И все же трудно, по-видимому, найти постмодернистские произведения в чистом виде, в которых действительность по-настоящему принималась бы за сырье для бессодержательной игры, восстающей против всякой связи с конечным смыслом. Возможность эволюции Пелевина в его отношениях с постмодернизмом как раз основана на нетотальном характере последнего. Стоит ему ослабнуть, как сразу же проступают вполне неиллюзорные вещи: отношение к России, человеку, современности. Без всяких аллегорий, как в протоколе, у Пелевина можно прочитать, что “бизнес здесь неотделим от воровства”, что “менты — народ тупой и подневольный”, что “как ни тошнотворна тюремная мораль, другой ведь вообще не осталось” (“Священная книга оборотня”).
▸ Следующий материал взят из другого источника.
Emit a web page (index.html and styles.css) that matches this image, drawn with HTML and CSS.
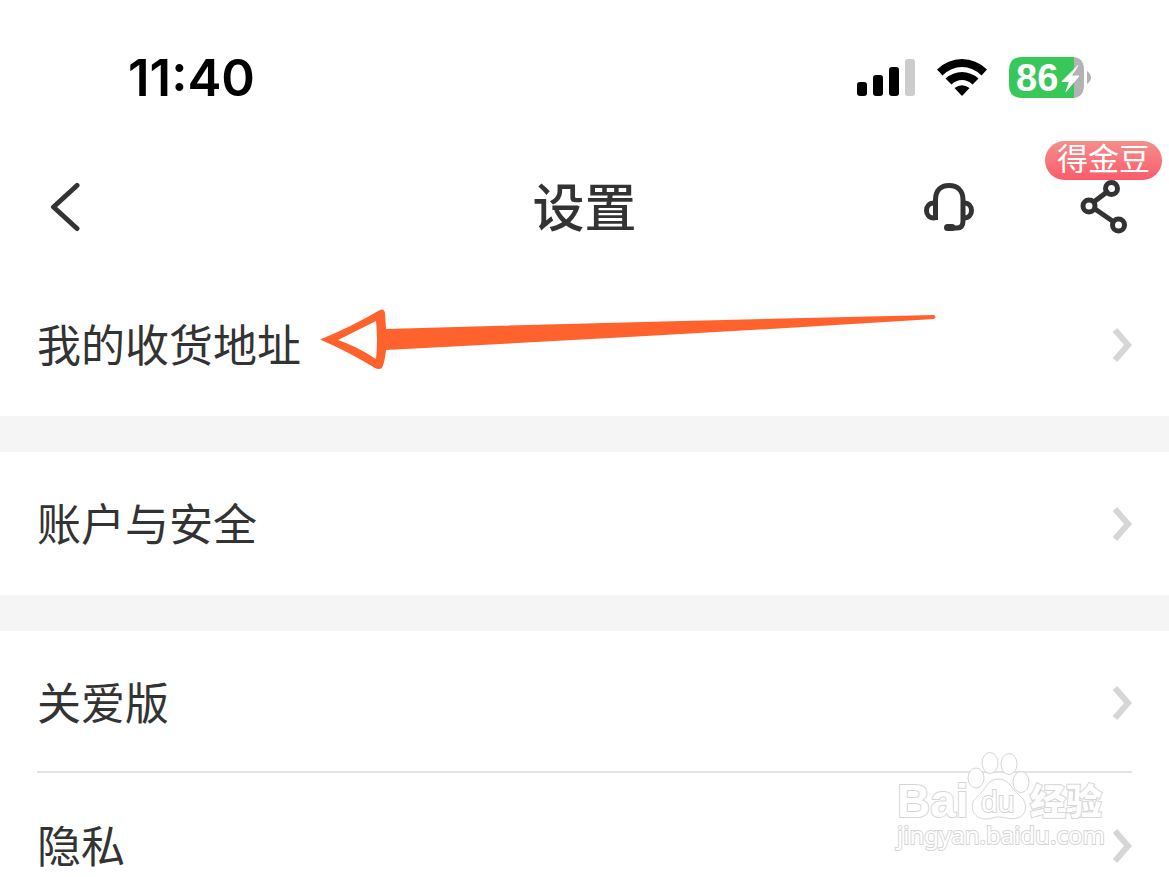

Эволюция его отношения к действительности отмечена последовательным приростом сарказма. Сначала он просто не желал понимать мир, теперь осознал невозможность его понимания даже при всем желании. Неутешительный итог скрашен разве что другим преимуществом, который дала ему постмодернистская территория. Речь идет о потрясающем токе метафор, в который увлекаются не только эфемерные вещи вроде брендов. Пелевинский постмодернизм оказывается вполне гостеприимен к традиционным вещам и дает новую силу в их выражении. Метафоры получаются более выпуклыми за счет того, что механизм их образования стилистически не ограничен, позволяя навести мосты между разнородными вещами. Например, в “Числах”: “Первым в кадре появляется Зюзя, который работает чем-то вроде канала народного самосознания”.